For the past few weeks I’ve been watching Psych (only a little behind the times) because I wanted something light that I wasn’t going to get super invested in (I’m in season 5 now). What I find interesting about the show is the levels of suspension of disbelieve it requires to watch it.
This is not a critique and analysis of Psych and what it portrayed accurately, but rather the attitude about accuracy and the suspension of disbelief in fiction, and here I’ll mostly be thinking of contemporary romance fiction as the genre with which I’m most familiar. We’ve all seen arguments about how accurate and factual a book should be, how much research an author should do, and how stories need to be grounded in reality (if they are contemporary fiction). I’ve even seen it argued that people will use these as tool in their own life, so we’re required to present the facts correctly.

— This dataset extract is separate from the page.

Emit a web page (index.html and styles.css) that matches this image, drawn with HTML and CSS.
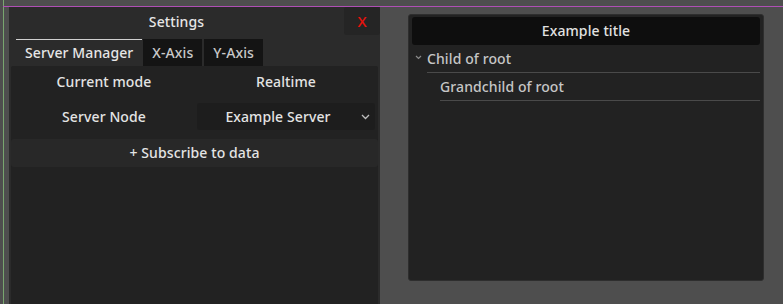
FILE: index.html
```html
<!DOCTYPE html>
<html lang="en">
<head>
    <title>settings</title>
    <link rel="stylesheet" href="styles.css">
</head>
<body>
  <div class="desktop">
    <div class="guide_v"></div>
    <div class="guide_h"></div>

    <div class="win settings">
        <div class="titlebar">
            <span class="title">Settings</span>
            <button class="close">X</button>
        </div>
        <div class="tabs">
            <div class="tab active">Server Manager</div>
            <div class="tab">X-Axis</div>
            <div class="tab">Y-Axis</div>
        </div>
        <div class="body">
            <div class="row">
                <div class="cell">Current mode</div>
                <div class="cell">Realtime</div>
            </div>
            <div class="row">
                <div class="cell">Server Node</div>
                <div class="cell combo">
                    <span>Example Server</span>
                    <svg class="chev" width="9" height="6" viewBox="0 0 9 6"><path d="M1 1 L4.5 4.5 L8 1" fill="none" stroke="#bdbdbd" stroke-width="1.3"/></svg>
                </div>
            </div>
            <div class="subscribe">+ Subscribe to data</div>
        </div>
    </div>

    <div class="win tree">
        <div class="tree_title">Example title</div>
        <div class="node">
            <svg class="node_chev" width="7" height="5" viewBox="0 0 7 5"><path d="M1 1 L3.5 3.5 L6 1" fill="none" stroke="#8a8a8a" stroke-width="1.2"/></svg>
            <span>Child of root</span>
        </div>
        <div class="node leaf">
            <span>Grandchild of root</span>
        </div>
    </div>
  </div>
</body>
</html>
```
FILE: styles.css
```css
*{
    margin: 0;
    box-sizing: border-box;
}
body{
    background-color: #4e4e4e;
    font-family: "Noto Sans", "Open Sans", sans-serif;
    font-size: 14px;
    font-weight: 500;
    letter-spacing: 0.1px;
    color: #e4e4e4;
}
.desktop{
    position: relative;
    width: 783px;
    height: 304px;
    overflow: hidden;
}
.guide_v{
    position: absolute;
    left: 3px;
    top: 0;
    width: 1px;
    height: 304px;
    background-color: #79a66f;
    z-index: 5;
}
.guide_h{
    position: absolute;
    left: 3px;
    top: 6px;
    width: 780px;
    height: 1px;
    background-color: #b04fb5;
    z-index: 5;
}
.win{
    position: absolute;
}

/* settings window */
.settings{
    left: 9px;
    top: 7px;
    width: 371px;
    height: 310px;
    background-color: #2b2b2b;
    padding: 0 2px;
    display: flex;
    flex-direction: column;
}
.titlebar{
    height: 28px;
    display: flex;
    align-items: center;
    margin: 0 -2px;
}
.title{
    flex: 1;
    text-align: center;
    color: #e6e6e6;
}
.close{
    width: 36px;
    height: 28px;
    border: none;
    border-radius: 3px;
    background-color: #252525;
    color: #e8120c;
    font-family: "Noto Sans", sans-serif;
    font-size: 15px;
    font-weight: 500;
    padding: 0;
}
.tabs{
    display: flex;
    gap: 2px;
    margin-top: 4px;
    padding-left: 5px;
    height: 27px;
}
.tab{
    background-color: #141414;
    color: #c9c9c9;
    padding: 0 9px;
    line-height: 27px;
}
.tab.active{
    background-color: #2b2b2b;
    color: #e6e6e6;
    border-top: 1px solid #d0d0d0;
    line-height: 26px;
    padding: 0 9px;
    margin-right: -1px;
}
.body{
    flex: 1;
    background-color: #222222;
    border-radius: 2px;
}
.row{
    display: grid;
    grid-template-columns: 186px 178px;
    height: 36px;
    align-items: center;
}
.row:first-child{
    height: 30px;
    margin-bottom: 2px;
}
.cell{
    text-align: center;
}
.combo{
    position: relative;
    height: 27px;
    line-height: 27px;
    background-color: #1d1d1d;
    border-radius: 3px;
    padding-right: 16px;
}
.chev{
    position: absolute;
    right: 5px;
    top: 11px;
}
.subscribe{
    margin-top: 5px;
    height: 28px;
    line-height: 28px;
    text-align: center;
    background-color: #282828;
    border-radius: 3px;
}

/* tree window */
.tree{
    left: 408px;
    top: 14px;
    width: 356px;
    height: 267px;
    background-color: #222222;
    border: 1px solid #2e2e2e;
    border-radius: 3px;
    padding: 2px 3px;
}
.tree_title{
    height: 28px;
    line-height: 28px;
    text-align: center;
    background-color: #0e0e0e;
    border-radius: 3px;
    color: #e2e2e2;
}
.node{
    display: flex;
    align-items: center;
    height: 28px;
    color: #c6c6c6;
    padding-left: 3px;
}
.node span{
    flex: 1;
    border-bottom: 1px solid #4a4a4a;
    line-height: 27px;
}
.node_chev{
    margin-right: 5px;
    margin-top: -3px;
}
.leaf{
    padding-left: 28px;
}
```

To which a big part of me says…REALLY?
Don’t get me wrong, I definitely understand inaccuracies throwing a reader out of a story, and that is an important consideration. (Ask me about 99% of stories involving horses and people writing them that do not know what they’re talking about.) However, I question how real reality needs to be in fiction. Because the stories are made up (and the points don’t matter), does it matter if something is an accurate portrayal?
To some degree, I think stories have to be grounded in reality because of common knowledge (ie, if you ignore that World War Two happened, the reader isn’t likely to suspend disbelief that far). But for less common knowledge, or facts that toe the line of accuracy for sake of a good story–does it matter that the author diverged from reality?
Can you have a gay romance in a small town where the two mains are both out and proud and receive no backlash? Can you have a story take place in the “now” but ignore that the government is a horror movie and the world’s on fire if you wrote the book in 2020?
Yes, because it’s fiction. (And you can feel free to disagree, but you’re wrong ;P)
Going a step further (and circling back around), can you create a premise that is maybe not grounded in reality but still has its feet on the ground (like, say, a fake psychic solving a ton of cases for a local police station)? Can you fudge the laws of inheritance to create dramatic tension? Can you ignore the reality that half your cast shouldn’t have green eyes? Can you ignore that your uterus-having characters never have to deal with a period? Can you fudge that if someone actually missed work as much as the MC did because of story drama, they’d likely be fired?
Within reason, I say yes, as long as it’s not a glaring issue that will throw the average reader completely from the story and make them unable to suspend their disbelief. IE, the story could happen in a very similar parallel universe.
I’m not judging stories that purposefully keep their stories grounded in reality–props to them–but that shouldn’t make them inherently better in some way. Because these are fictional stories.

That said, the less you can diverge from reality in a book that is meant to take place in the real world’s present, the more real your story may feel. But I don’t think we should tell writers they can’t (shouldn’t) write that story about the professional Mennonite football player (who sends all his big bucks back to his community) and the love he finds along the way, as long as the author can sell the story to the reader.

(Please do not think this post means that I’m excusing stories for being all straight, cis, and white [which doesn’t properly express reality’s diversity]. There’s a difference between changing something for dramatic story telling and ignoring that gravity exists. But I’d also argue most of those stories aren’t actively deciding to ignore a fact and more are just showing their own bias/ignorance. Many of us need to do better. I’m also not trying to excuse stories that actively do harm to people, although that is a fuzzy line and a different debate.)